───── Provided material ─────

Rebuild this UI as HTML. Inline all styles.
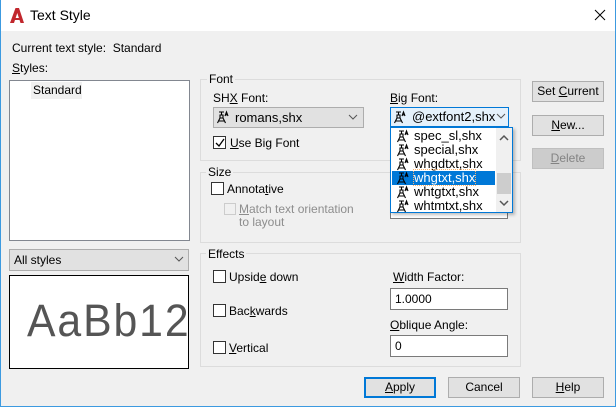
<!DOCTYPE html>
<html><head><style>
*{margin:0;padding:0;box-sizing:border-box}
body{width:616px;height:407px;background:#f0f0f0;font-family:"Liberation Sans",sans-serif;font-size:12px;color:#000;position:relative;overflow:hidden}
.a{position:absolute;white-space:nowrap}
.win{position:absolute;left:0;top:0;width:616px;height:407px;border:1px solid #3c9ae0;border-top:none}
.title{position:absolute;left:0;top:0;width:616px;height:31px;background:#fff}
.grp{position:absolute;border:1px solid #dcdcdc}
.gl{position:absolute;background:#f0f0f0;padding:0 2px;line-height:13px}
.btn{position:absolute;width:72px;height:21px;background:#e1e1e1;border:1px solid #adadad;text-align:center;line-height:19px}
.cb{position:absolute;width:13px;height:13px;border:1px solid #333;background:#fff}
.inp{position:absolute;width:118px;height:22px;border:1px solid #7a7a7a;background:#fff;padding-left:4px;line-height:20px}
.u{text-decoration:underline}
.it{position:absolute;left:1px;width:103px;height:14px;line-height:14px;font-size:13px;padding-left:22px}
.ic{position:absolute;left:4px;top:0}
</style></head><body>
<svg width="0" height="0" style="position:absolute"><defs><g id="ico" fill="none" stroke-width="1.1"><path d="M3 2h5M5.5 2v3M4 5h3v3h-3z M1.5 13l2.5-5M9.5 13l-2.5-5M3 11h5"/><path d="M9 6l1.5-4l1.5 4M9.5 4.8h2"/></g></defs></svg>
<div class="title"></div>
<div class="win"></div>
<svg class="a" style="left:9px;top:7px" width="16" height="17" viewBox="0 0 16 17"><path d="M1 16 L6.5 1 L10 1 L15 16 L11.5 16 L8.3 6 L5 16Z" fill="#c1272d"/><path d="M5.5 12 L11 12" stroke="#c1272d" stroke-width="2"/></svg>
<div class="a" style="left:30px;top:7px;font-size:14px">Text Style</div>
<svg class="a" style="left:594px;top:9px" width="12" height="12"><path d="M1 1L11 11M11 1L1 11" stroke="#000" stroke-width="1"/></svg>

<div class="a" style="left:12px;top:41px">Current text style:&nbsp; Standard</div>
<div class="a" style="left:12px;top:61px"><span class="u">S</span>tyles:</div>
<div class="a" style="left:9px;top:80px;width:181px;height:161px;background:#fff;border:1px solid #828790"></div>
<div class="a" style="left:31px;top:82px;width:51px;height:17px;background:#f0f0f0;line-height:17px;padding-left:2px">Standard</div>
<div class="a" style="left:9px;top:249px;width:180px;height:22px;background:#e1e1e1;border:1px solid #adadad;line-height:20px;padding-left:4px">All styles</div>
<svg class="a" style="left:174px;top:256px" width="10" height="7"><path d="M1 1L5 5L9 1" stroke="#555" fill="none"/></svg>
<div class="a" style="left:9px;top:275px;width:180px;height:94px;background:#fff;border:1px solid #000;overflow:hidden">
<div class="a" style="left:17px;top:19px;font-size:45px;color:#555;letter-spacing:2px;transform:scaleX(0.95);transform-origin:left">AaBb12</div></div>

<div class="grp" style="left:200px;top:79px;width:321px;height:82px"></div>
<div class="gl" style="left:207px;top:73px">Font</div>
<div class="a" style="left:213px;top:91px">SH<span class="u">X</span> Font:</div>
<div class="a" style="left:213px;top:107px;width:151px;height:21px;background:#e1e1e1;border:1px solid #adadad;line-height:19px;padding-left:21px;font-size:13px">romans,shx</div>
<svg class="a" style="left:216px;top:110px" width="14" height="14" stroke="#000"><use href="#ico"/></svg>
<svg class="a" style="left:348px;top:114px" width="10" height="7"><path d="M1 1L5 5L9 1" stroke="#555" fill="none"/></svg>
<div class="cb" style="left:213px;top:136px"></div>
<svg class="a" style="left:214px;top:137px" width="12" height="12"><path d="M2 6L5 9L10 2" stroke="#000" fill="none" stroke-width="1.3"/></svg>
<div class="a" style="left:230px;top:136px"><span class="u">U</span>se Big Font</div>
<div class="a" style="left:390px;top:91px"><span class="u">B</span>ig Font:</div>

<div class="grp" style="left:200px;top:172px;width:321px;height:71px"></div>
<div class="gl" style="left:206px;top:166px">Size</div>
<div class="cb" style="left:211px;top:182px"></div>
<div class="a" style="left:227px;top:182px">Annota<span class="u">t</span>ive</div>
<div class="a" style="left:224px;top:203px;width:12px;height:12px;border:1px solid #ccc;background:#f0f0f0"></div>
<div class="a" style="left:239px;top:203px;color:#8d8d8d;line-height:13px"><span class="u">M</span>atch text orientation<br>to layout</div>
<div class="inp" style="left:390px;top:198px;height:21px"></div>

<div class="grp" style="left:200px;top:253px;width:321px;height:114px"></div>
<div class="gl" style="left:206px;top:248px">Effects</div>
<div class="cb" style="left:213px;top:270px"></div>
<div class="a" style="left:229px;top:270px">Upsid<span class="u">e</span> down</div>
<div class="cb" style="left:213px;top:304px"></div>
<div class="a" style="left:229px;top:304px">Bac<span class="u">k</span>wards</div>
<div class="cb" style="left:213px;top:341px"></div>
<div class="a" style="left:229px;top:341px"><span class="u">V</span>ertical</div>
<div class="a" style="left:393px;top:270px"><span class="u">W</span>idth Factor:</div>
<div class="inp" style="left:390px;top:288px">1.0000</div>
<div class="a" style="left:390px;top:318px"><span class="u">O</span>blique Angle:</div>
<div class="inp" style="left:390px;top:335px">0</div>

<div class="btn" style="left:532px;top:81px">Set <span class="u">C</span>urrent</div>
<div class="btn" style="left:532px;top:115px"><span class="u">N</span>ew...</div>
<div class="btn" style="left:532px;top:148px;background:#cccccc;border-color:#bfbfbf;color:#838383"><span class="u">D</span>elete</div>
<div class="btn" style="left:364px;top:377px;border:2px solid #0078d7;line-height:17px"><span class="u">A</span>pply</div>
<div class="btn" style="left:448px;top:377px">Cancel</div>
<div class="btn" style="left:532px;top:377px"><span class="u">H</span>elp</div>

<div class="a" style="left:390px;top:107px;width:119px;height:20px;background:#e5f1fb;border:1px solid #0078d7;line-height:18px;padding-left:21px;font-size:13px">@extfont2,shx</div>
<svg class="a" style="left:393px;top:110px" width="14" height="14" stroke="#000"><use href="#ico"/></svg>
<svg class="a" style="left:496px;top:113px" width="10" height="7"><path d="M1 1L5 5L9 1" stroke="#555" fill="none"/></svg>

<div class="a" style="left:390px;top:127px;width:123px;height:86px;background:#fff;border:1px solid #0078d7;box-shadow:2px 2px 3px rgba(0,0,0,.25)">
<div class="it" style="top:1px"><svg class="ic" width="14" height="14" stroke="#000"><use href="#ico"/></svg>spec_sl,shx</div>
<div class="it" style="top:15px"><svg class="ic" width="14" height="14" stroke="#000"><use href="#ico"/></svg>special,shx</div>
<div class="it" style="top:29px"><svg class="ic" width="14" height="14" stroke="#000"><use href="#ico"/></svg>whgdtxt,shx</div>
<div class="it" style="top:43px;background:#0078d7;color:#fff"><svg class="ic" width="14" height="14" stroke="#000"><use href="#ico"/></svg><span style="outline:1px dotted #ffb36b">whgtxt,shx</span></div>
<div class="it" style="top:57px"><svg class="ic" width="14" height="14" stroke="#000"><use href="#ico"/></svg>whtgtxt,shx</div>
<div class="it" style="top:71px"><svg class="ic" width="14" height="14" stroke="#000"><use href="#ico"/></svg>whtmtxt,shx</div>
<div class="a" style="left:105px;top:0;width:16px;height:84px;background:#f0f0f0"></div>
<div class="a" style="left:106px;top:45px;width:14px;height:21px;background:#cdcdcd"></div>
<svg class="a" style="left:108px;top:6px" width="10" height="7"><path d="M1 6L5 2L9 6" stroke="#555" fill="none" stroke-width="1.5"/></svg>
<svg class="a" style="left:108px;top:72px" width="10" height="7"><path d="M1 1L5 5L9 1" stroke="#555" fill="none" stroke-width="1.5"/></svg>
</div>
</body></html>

─────

• [Task directions]
Reproduce only the lines from the beginning of the data through the line that contains "1L11 11M11 1L1", both included, and please drop the pictures.

• [Reply to the exercise]
Rebuild this UI as HTML. Inline all styles.
<!DOCTYPE html>
<html><head><style>
*{margin:0;padding:0;box-sizing:border-box}
body{width:616px;height:407px;background:#f0f0f0;font-family:"Liberation Sans",sans-serif;font-size:12px;color:#000;position:relative;overflow:hidden}
.a{position:absolute;white-space:nowrap}
.win{position:absolute;left:0;top:0;width:616px;height:407px;border:1px solid #3c9ae0;border-top:none}
.title{position:absolute;left:0;top:0;width:616px;height:31px;background:#fff}
.grp{position:absolute;border:1px solid #dcdcdc}
.gl{position:absolute;background:#f0f0f0;padding:0 2px;line-height:13px}
.btn{position:absolute;width:72px;height:21px;background:#e1e1e1;border:1px solid #adadad;text-align:center;line-height:19px}
.cb{position:absolute;width:13px;height:13px;border:1px solid #333;background:#fff}
.inp{position:absolute;width:118px;height:22px;border:1px solid #7a7a7a;background:#fff;padding-left:4px;line-height:20px}
.u{text-decoration:underline}
.it{position:absolute;left:1px;width:103px;height:14px;line-height:14px;font-size:13px;padding-left:22px}
.ic{position:absolute;left:4px;top:0}
</style></head><body>
<svg width="0" height="0" style="position:absolute"><defs><g id="ico" fill="none" stroke-width="1.1"><path d="M3 2h5M5.5 2v3M4 5h3v3h-3z M1.5 13l2.5-5M9.5 13l-2.5-5M3 11h5"/><path d="M9 6l1.5-4l1.5 4M9.5 4.8h2"/></g></defs></svg>
<div class="title"></div>
<div class="win"></div>
<svg class="a" style="left:9px;top:7px" width="16" height="17" viewBox="0 0 16 17"><path d="M1 16 L6.5 1 L10 1 L15 16 L11.5 16 L8.3 6 L5 16Z" fill="#c1272d"/><path d="M5.5 12 L11 12" stroke="#c1272d" stroke-width="2"/></svg>
<div class="a" style="left:30px;top:7px;font-size:14px">Text Style</div>
<svg class="a" style="left:594px;top:9px" width="12" height="12"><path d="M1 1L11 11M11 1L1 11" stroke="#000" stroke-width="1"/></svg>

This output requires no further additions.